Le cadre réglementaire français ne laisse pas de place à l’improvisation. Négliger la responsabilité civile professionnelle ou la décennale expose à des poursuites. La cohérence de la couverture doit être vérifiée au regard du type de travaux réalisés et des spécificités de chaque structure.
Bien choisir et vérifier sa couverture : conseils pratiques pour éviter les mauvaises surprises
Avant chaque intervention, assurez-vous que votre assurance décennale correspond bien aux travaux prévus. L’attestation d’assurance, exigée dès la signature du devis, constitue la preuve indispensable. Elle doit mentionner le numéro de contrat, la zone géographique couverte, ainsi que le nom de la compagnie d’assurance. Sans ces éléments, le client peut refuser le marché ou réclamer d’autres justificatifs.

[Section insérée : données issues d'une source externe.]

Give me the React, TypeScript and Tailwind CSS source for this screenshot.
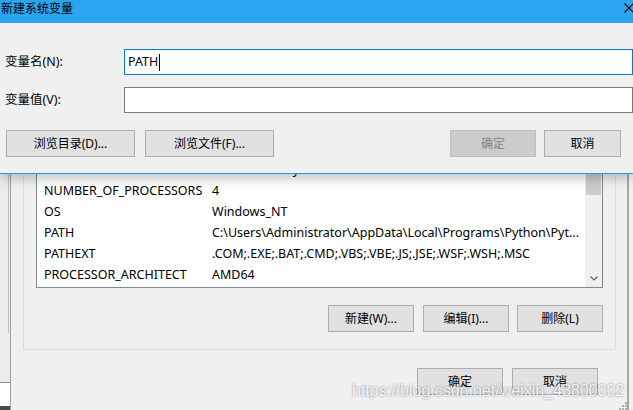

La transparence sur le devis est primordiale. Les coordonnées de l’assureur doivent apparaître clairement. Cette obligation légale protège le client et limite les risques pour le professionnel. Sur les grands chantiers ou en sous-traitance, les contrôles sont fréquents.
Pour ajuster votre protection, comparez régulièrement les offres des compagnies. Le montant de la prime dépend de nombreux critères : nature de l’activité, ancienneté, antécédents, chiffre d’affaires. Un contrat mal adapté peut entraîner des exclusions de garantie, fatales en cas de sinistre.
Quelques réflexes à adopter pour sécuriser votre activité :
- Assurez-vous que les activités déclarées à l’assureur correspondent à celles exercées sur le terrain.
- Actualisez votre contrat à chaque évolution significative de votre activité.
- Lorsque le doute subsiste, demandez conseil à un professionnel de l’assurance ou à un avocat spécialisé.
Opter pour une assurance décennale adaptée, c’est protéger sa réputation, ses clients et la pérennité de son entreprise. Dans le secteur du bâtiment, l’exigence de sécurité n’a jamais été aussi forte. Mieux vaut prévenir que réparer, surtout lorsque la solidité d’un ouvrage et la confiance des clients sont en jeu.